Time limits are also useful. A scope that expires forces old agent integrations to refresh terms instead of silently using stale prices. When prices change, sellers should connect the new price version to new scopes or explicit quote references.

Where Apiosk fits

Apiosk helps API sellers expose paid access to AI agents without forcing a traditional checkout experience into every request. In a scoped payment model, Apiosk can sit at the point where the seller's API presents x402 payment terms, the agent pays in USDC on Base, and the seller receives records that support bundling, euro settlement preparation, and reconciliation.

The value is not only the payment rail. It is the operating layer around the payment: machine-readable buying instructions, seller-controlled policies, request-level evidence, settlement grouping, and finance-readable exports.

For teams designing paid agent APIs, payment authorization scopes are a practical early building block. Start by defining what an agent may buy, the maximum it may spend, the payment rail it may use, and the records finance will need later. Then make those rules visible in the x402 challenge and in the settlement trail.

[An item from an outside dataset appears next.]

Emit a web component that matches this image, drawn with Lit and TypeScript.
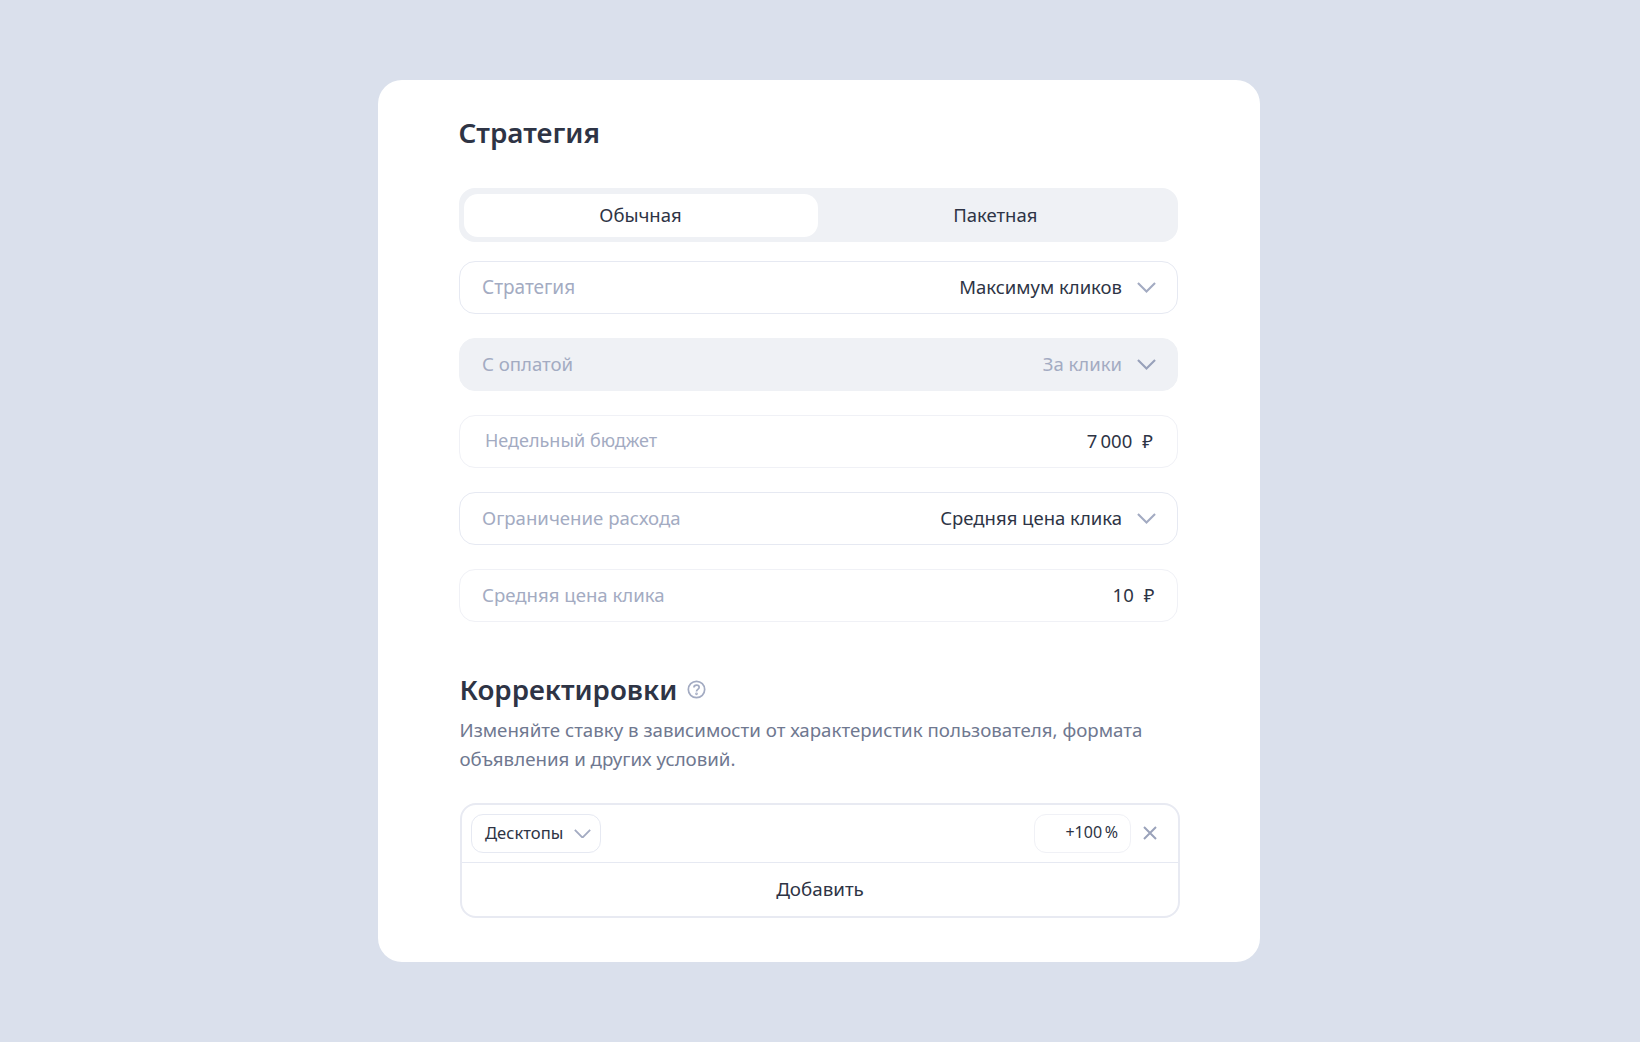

Frequently asked questions

What is a payment authorization scope for an agent API?

A payment authorization scope defines which paid API actions an agent may buy, under what limits, with which payment terms, and how those purchases should be recorded for settlement and reconciliation.

Are payment authorization scopes the same as API keys?

No. API keys identify and authenticate access, while payment authorization scopes describe commercial permission to spend on specific endpoints, prices, networks, amounts, or settlement categories.

How do scopes help with x402 paid API access?

Scopes make the payment challenge easier for agents to evaluate by connecting the requested endpoint, price, token, network, recipient, spending boundary, and seller policy into one understandable rule set.

How does Apiosk support scoped agent payments?

Apiosk is designed for x402-style paid access, USDC payments on Base, non-custodial seller controls, bundled micropayments, euro settlement preparation, and request-level reconciliation records.